#### [Stated goal]
Give the data below again exactly as it stands. Omit the pictures.

#### [Material provided]
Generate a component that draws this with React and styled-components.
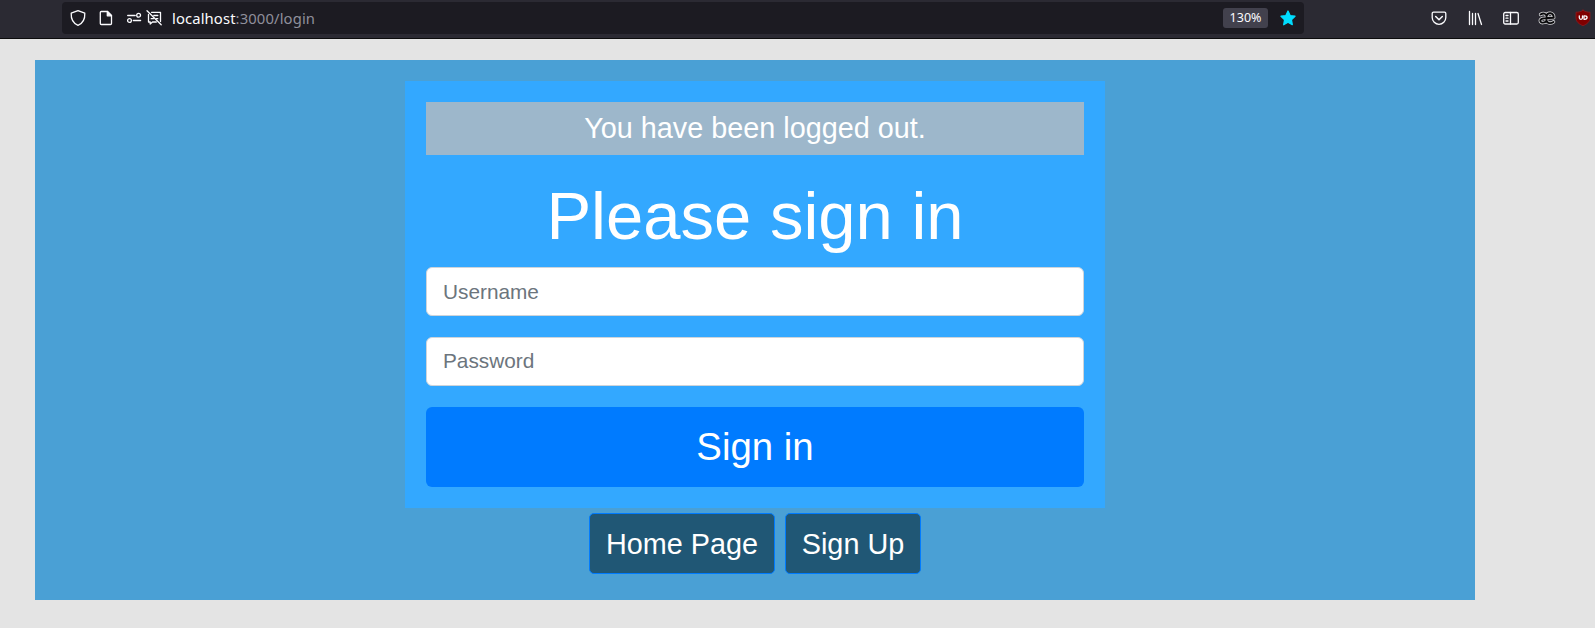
import React from 'react';
import styled, { createGlobalStyle } from 'styled-components';

const GlobalStyle = createGlobalStyle`
  *, *::before, *::after { box-sizing: border-box; }
  body {
    margin: 0;
    background: #e4e4e4;
    font-family: "Liberation Sans", Arial, sans-serif;
    overflow: hidden;
  }
`;

const Toolbar = styled.header`
  display: flex;
  align-items: flex-start;
  height: 39px;
  padding: 2px 4px 0 62px;
  background: #2b2a33;
  border-bottom: 1px solid #0c0c0d;
`;

const AddressBar = styled.div`
  display: flex;
  align-items: center;
  width: 1242px;
  height: 32px;
  padding: 0 8px;
  border-radius: 4px;
  background: #1c1b22;
`;

const Icon = styled.svg`
  display: block;
  flex: none;
  width: 16px;
  height: 16px;
  margin-left: ${({ $gap = 0 }) => $gap}px;
  overflow: visible;
  fill: none;
  stroke: #fbfbfe;
  stroke-width: 1.3;
  stroke-linecap: round;
  stroke-linejoin: round;
`;

const Url = styled.div`
  flex: 1;
  margin-left: 10px;
  color: #8f8f9b;
  font: 14.8px/20px "Noto Sans", sans-serif;
  letter-spacing: 0.12px;
`;

const Host = styled.span`
  color: #fbfbfe;
`;

const ZoomLevel = styled.div`
  width: 45px;
  height: 20px;
  border-radius: 3px;
  background: #42414d;
  color: #fbfbfe;
  font: 12.5px/20px "Noto Sans", sans-serif;
  text-align: center;
`;

const Extensions = styled.nav`
  display: flex;
  align-items: center;
  gap: 20px;
  height: 32px;
  margin-left: auto;
`;

const Page = styled.main`
  display: flex;
  flex-direction: column;
  align-items: center;
  width: 1440px;
  height: 540px;
  margin: 21px 0 0 35px;
  padding-top: 21px;
  background: #4aa0d5;
`;

const Card = styled.form`
  display: flex;
  flex-direction: column;
  width: 700px;
  height: 427px;
  padding: 21px;
  background: #33a8ff;
`;

const Notice = styled.p`
  height: 53px;
  margin: 0;
  background: #9db7cb;
  color: #fff;
  font-size: 28.8px;
  line-height: 53px;
  text-align: center;
`;

const Title = styled.h1`
  height: 81px;
  margin: 21px 0 10px;
  color: #fff;
  font-size: 67px;
  font-weight: 400;
  line-height: 79px;
  text-align: center;
`;

const Field = styled.input`
  width: 100%;
  height: 49px;
  margin: 0 0 21px;
  padding: 0 16px ${({ $lift = 0 }) => $lift}px;
  border: 1px solid #ced4da;
  border-radius: 6px;
  background: #fff;
  font: 20.8px "Liberation Sans", Arial, sans-serif;

  &::placeholder {
    color: #6c757d;
    opacity: 1;
  }
`;

const SubmitButton = styled.button`
  height: 80px;
  padding: 0;
  border: 0;
  border-radius: 6px;
  background: #007bff;
  color: #fff;
  font: 38.4px/80px "Liberation Sans", Arial, sans-serif;
`;

const Links = styled.div`
  display: flex;
  gap: 10px;
  margin-top: 5px;
`;

const LinkButton = styled.a`
  width: ${({ $width }) => $width}px;
  height: 61px;
  border: 1px solid #007bff;
  border-radius: 5px;
  background: #205775;
  color: #fff;
  font-size: 28.8px;
  line-height: 60px;
  text-align: center;
  white-space: nowrap;
`;

const ShieldIcon = () => (
  <Icon viewBox="0 0 16 16">
    <path d="M8 .7 14.800 3.200c.3 5.900-1.800 10-6.800 12.100C3 13.200.9 9.100 1.200 3.200Z" />
  </Icon>
);

const PageIcon = () => (
  <Icon viewBox="0 0 16 16" $gap={12}>
    <path d="M3.300 1.500h6.200l4 4v8a1 1 0 0 1-1 1h-9.200a1 1 0 0 1-1-1v-11a1 1 0 0 1 1-1Z" />
    <path d="M9.300 1.500v4.300h4.200Z" fill="#fbfbfe" />
  </Icon>
);

const PermissionsIcon = () => (
  <Icon viewBox="0 0 16 16" $gap={12}>
    <path d="M1.700 5.500h7.500M7.300 10.500h7.300" />
    <circle cx="12.600" cy="5.300" r="1.900" />
    <circle cx="3.500" cy="10.500" r="1.900" />
  </Icon>
);

const BlockedMessageIcon = () => (
  <Icon viewBox="0 0 16 16" $gap={4}>
    <path d="M5.500 2.300h9v9.200M2.500 4.500v7.500h1.700v2l2.300-2h3.800M7.800 5.500h4M5.200 8.700h2.300M10.200 8.700h1.600" />
    <path d="m1 .8 14.200 14" />
  </Icon>
);

const StarIcon = () => (
  <Icon viewBox="0 0 16 16" $gap={12}>
    <path
      d="m8 1 2.100 4.600 4.900.600-3.600 3.500.900 5L8 12.300l-4.300 2.400.900-5L1 6.200l4.900-.600Z"
      fill="#00ddff"
      stroke="#00ddff"
    />
  </Icon>
);

const PocketIcon = () => (
  <Icon viewBox="0 0 16 16">
    <path d="M2.500 2.200h11a1.300 1.300 0 0 1 1.300 1.300v4a6.800 6.800 0 0 1-13.600 0v-4a1.300 1.300 0 0 1 1.300-1.300Z" />
    <path d="m4.700 6.500 3.300 3.200 3.300-3.200" strokeWidth="1.500" />
  </Icon>
);

const LibraryIcon = () => (
  <Icon viewBox="0 0 16 16">
    <path d="M2.500 1.500v13M5.500 3.500v11M8.500 3.500v11M11 3.500l3.500 11" />
  </Icon>
);

const SidebarIcon = () => (
  <Icon viewBox="0 0 16 16">
    <rect x=".7" y="2.500" width="14.600" height="11.500" rx="1.500" />
    <path d="M7.500 2.500v11.500M3 5.500h2M3 8.200h2M3 11h2" />
  </Icon>
);

const ligaturePath =
  'M1.600 4.500c2.500-1.700 5.600-1 5.900 1.700v4.300c-.8 2.600-6.200 3-6.200.2 0-2.300 3-2.900 13.400-2.900 0-5.600-6.200-6-7.200-1.600v4.300c.7 3.200 4.700 3.200 7 1.400';

const LigatureIcon = () => (
  <Icon viewBox="0 0 16 16">
    <path d={ligaturePath} stroke="#d5d5d8" strokeWidth="3.500" />
    <path d={ligaturePath} stroke="#09090b" strokeWidth="1.900" />
  </Icon>
);

const BlockerIcon = () => (
  <Icon viewBox="0 0 16 16">
    <path
      d="M8 .2c2 1.500 4.300 2 7 2v5.500c0 4.200-3.200 6.500-7 8-3.800-1.500-7-3.800-7-8V2.200c2.700 0 5-.5 7-2Z"
      fill="#800000"
      stroke="#8c1a20"
      strokeWidth=".8"
    />
    <path d="M4.300 5.800v2c0 2 3.200 2 3.200 0v-2M9 5.800v3.500h.8c3 0 3-3.500 0-3.500Z" strokeWidth="1.300" />
  </Icon>
);

export default function App() {
  return (
    <>
      <GlobalStyle />
      <Toolbar>
        <AddressBar>
          <ShieldIcon />
          <PageIcon />
          <PermissionsIcon />
          <BlockedMessageIcon />
          <Url>
            <Host>localhost</Host>:3000/login
          </Url>
          <ZoomLevel>130%</ZoomLevel>
          <StarIcon />
        </AddressBar>
        <Extensions>
          <PocketIcon />
          <LibraryIcon />
          <SidebarIcon />
          <LigatureIcon />
          <BlockerIcon />
        </Extensions>
      </Toolbar>
      <Page>
        <Card>
          <Notice>You have been logged out.</Notice>
          <Title>Please sign in</Title>
          <Field type="text" placeholder="Username" />
          <Field type="password" placeholder="Password" $lift={2} />
          <SubmitButton type="button">Sign in</SubmitButton>
        </Card>
        <Links>
          <LinkButton $width={186}>Home Page</LinkButton>
          <LinkButton $width={136}>Sign Up</LinkButton>
        </Links>
      </Page>
    </>
  );
}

#### [Solution to the problem]
Generate a component that draws this with React and styled-components.
import React from 'react';
import styled, { createGlobalStyle } from 'styled-components';

const GlobalStyle = createGlobalStyle`
  *, *::before, *::after { box-sizing: border-box; }
  body {
    margin: 0;
    background: #e4e4e4;
    font-family: "Liberation Sans", Arial, sans-serif;
    overflow: hidden;
  }
`;

const Toolbar = styled.header`
  display: flex;
  align-items: flex-start;
  height: 39px;
  padding: 2px 4px 0 62px;
  background: #2b2a33;
  border-bottom: 1px solid #0c0c0d;
`;

const AddressBar = styled.div`
  display: flex;
  align-items: center;
  width: 1242px;
  height: 32px;
  padding: 0 8px;
  border-radius: 4px;
  background: #1c1b22;
`;

const Icon = styled.svg`
  display: block;
  flex: none;
  width: 16px;
  height: 16px;
  margin-left: ${({ $gap = 0 }) => $gap}px;
  overflow: visible;
  fill: none;
  stroke: #fbfbfe;
  stroke-width: 1.3;
  stroke-linecap: round;
  stroke-linejoin: round;
`;

const Url = styled.div`
  flex: 1;
  margin-left: 10px;
  color: #8f8f9b;
  font: 14.8px/20px "Noto Sans", sans-serif;
  letter-spacing: 0.12px;
`;

const Host = styled.span`
  color: #fbfbfe;
`;

const ZoomLevel = styled.div`
  width: 45px;
  height: 20px;
  border-radius: 3px;
  background: #42414d;
  color: #fbfbfe;
  font: 12.5px/20px "Noto Sans", sans-serif;
  text-align: center;
`;

const Extensions = styled.nav`
  display: flex;
  align-items: center;
  gap: 20px;
  height: 32px;
  margin-left: auto;
`;

const Page = styled.main`
  display: flex;
  flex-direction: column;
  align-items: center;
  width: 1440px;
  height: 540px;
  margin: 21px 0 0 35px;
  padding-top: 21px;
  background: #4aa0d5;
`;

const Card = styled.form`
  display: flex;
  flex-direction: column;
  width: 700px;
  height: 427px;
  padding: 21px;
  background: #33a8ff;
`;

const Notice = styled.p`
  height: 53px;
  margin: 0;
  background: #9db7cb;
  color: #fff;
  font-size: 28.8px;
  line-height: 53px;
  text-align: center;
`;

const Title = styled.h1`
  height: 81px;
  margin: 21px 0 10px;
  color: #fff;
  font-size: 67px;
  font-weight: 400;
  line-height: 79px;
  text-align: center;
`;

const Field = styled.input`
  width: 100%;
  height: 49px;
  margin: 0 0 21px;
  padding: 0 16px ${({ $lift = 0 }) => $lift}px;
  border: 1px solid #ced4da;
  border-radius: 6px;
  background: #fff;
  font: 20.8px "Liberation Sans", Arial, sans-serif;

  &::placeholder {
    color: #6c757d;
    opacity: 1;
  }
`;

const SubmitButton = styled.button`
  height: 80px;
  padding: 0;
  border: 0;
  border-radius: 6px;
  background: #007bff;
  color: #fff;
  font: 38.4px/80px "Liberation Sans", Arial, sans-serif;
`;

const Links = styled.div`
  display: flex;
  gap: 10px;
  margin-top: 5px;
`;

const LinkButton = styled.a`
  width: ${({ $width }) => $width}px;
  height: 61px;
  border: 1px solid #007bff;
  border-radius: 5px;
  background: #205775;
  color: #fff;
  font-size: 28.8px;
  line-height: 60px;
  text-align: center;
  white-space: nowrap;
`;

const ShieldIcon = () => (
  <Icon viewBox="0 0 16 16">
    <path d="M8 .7 14.800 3.200c.3 5.900-1.800 10-6.800 12.100C3 13.200.9 9.100 1.200 3.200Z" />
  </Icon>
);

const PageIcon = () => (
  <Icon viewBox="0 0 16 16" $gap={12}>
    <path d="M3.300 1.500h6.200l4 4v8a1 1 0 0 1-1 1h-9.200a1 1 0 0 1-1-1v-11a1 1 0 0 1 1-1Z" />
    <path d="M9.300 1.500v4.300h4.200Z" fill="#fbfbfe" />
  </Icon>
);

const PermissionsIcon = () => (
  <Icon viewBox="0 0 16 16" $gap={12}>
    <path d="M1.700 5.500h7.500M7.300 10.500h7.300" />
    <circle cx="12.600" cy="5.300" r="1.900" />
    <circle cx="3.500" cy="10.500" r="1.900" />
  </Icon>
);

const BlockedMessageIcon = () => (
  <Icon viewBox="0 0 16 16" $gap={4}>
    <path d="M5.500 2.300h9v9.200M2.500 4.500v7.500h1.700v2l2.300-2h3.800M7.800 5.500h4M5.200 8.700h2.300M10.200 8.700h1.600" />
    <path d="m1 .8 14.200 14" />
  </Icon>
);

const StarIcon = () => (
  <Icon viewBox="0 0 16 16" $gap={12}>
    <path
      d="m8 1 2.100 4.600 4.900.600-3.600 3.500.900 5L8 12.300l-4.300 2.400.900-5L1 6.200l4.900-.600Z"
      fill="#00ddff"
      stroke="#00ddff"
    />
  </Icon>
);

const PocketIcon = () => (
  <Icon viewBox="0 0 16 16">
    <path d="M2.500 2.200h11a1.300 1.300 0 0 1 1.300 1.300v4a6.800 6.800 0 0 1-13.600 0v-4a1.300 1.300 0 0 1 1.300-1.300Z" />
    <path d="m4.700 6.500 3.300 3.200 3.300-3.200" strokeWidth="1.500" />
  </Icon>
);

const LibraryIcon = () => (
  <Icon viewBox="0 0 16 16">
    <path d="M2.500 1.500v13M5.500 3.500v11M8.500 3.500v11M11 3.500l3.500 11" />
  </Icon>
);

const SidebarIcon = () => (
  <Icon viewBox="0 0 16 16">
    <rect x=".7" y="2.500" width="14.600" height="11.500" rx="1.500" />
    <path d="M7.500 2.500v11.500M3 5.500h2M3 8.200h2M3 11h2" />
  </Icon>
);

const ligaturePath =
  'M1.600 4.500c2.500-1.700 5.600-1 5.900 1.700v4.300c-.8 2.600-6.200 3-6.200.2 0-2.300 3-2.900 13.400-2.900 0-5.600-6.200-6-7.200-1.600v4.300c.7 3.200 4.700 3.200 7 1.400';

const LigatureIcon = () => (
  <Icon viewBox="0 0 16 16">
    <path d={ligaturePath} stroke="#d5d5d8" strokeWidth="3.500" />
    <path d={ligaturePath} stroke="#09090b" strokeWidth="1.900" />
  </Icon>
);

const BlockerIcon = () => (
  <Icon viewBox="0 0 16 16">
    <path
      d="M8 .2c2 1.500 4.300 2 7 2v5.500c0 4.200-3.200 6.500-7 8-3.800-1.500-7-3.800-7-8V2.200c2.700 0 5-.5 7-2Z"
      fill="#800000"
      stroke="#8c1a20"
      strokeWidth=".8"
    />
    <path d="M4.300 5.800v2c0 2 3.200 2 3.200 0v-2M9 5.800v3.500h.8c3 0 3-3.500 0-3.500Z" strokeWidth="1.300" />
  </Icon>
);

export default function App() {
  return (
    <>
      <GlobalStyle />
      <Toolbar>
        <AddressBar>
          <ShieldIcon />
          <PageIcon />
          <PermissionsIcon />
          <BlockedMessageIcon />
          <Url>
            <Host>localhost</Host>:3000/login
          </Url>
          <ZoomLevel>130%</ZoomLevel>
          <StarIcon />
        </AddressBar>
        <Extensions>
          <PocketIcon />
          <LibraryIcon />
          <SidebarIcon />
          <LigatureIcon />
          <BlockerIcon />
        </Extensions>
      </Toolbar>
      <Page>
        <Card>
          <Notice>You have been logged out.</Notice>
          <Title>Please sign in</Title>
          <Field type="text" placeholder="Username" />
          <Field type="password" placeholder="Password" $lift={2} />
          <SubmitButton type="button">Sign in</SubmitButton>
        </Card>
        <Links>
          <LinkButton $width={186}>Home Page</LinkButton>
          <LinkButton $width={136}>Sign Up</LinkButton>
        </Links>
      </Page>
    </>
  );
}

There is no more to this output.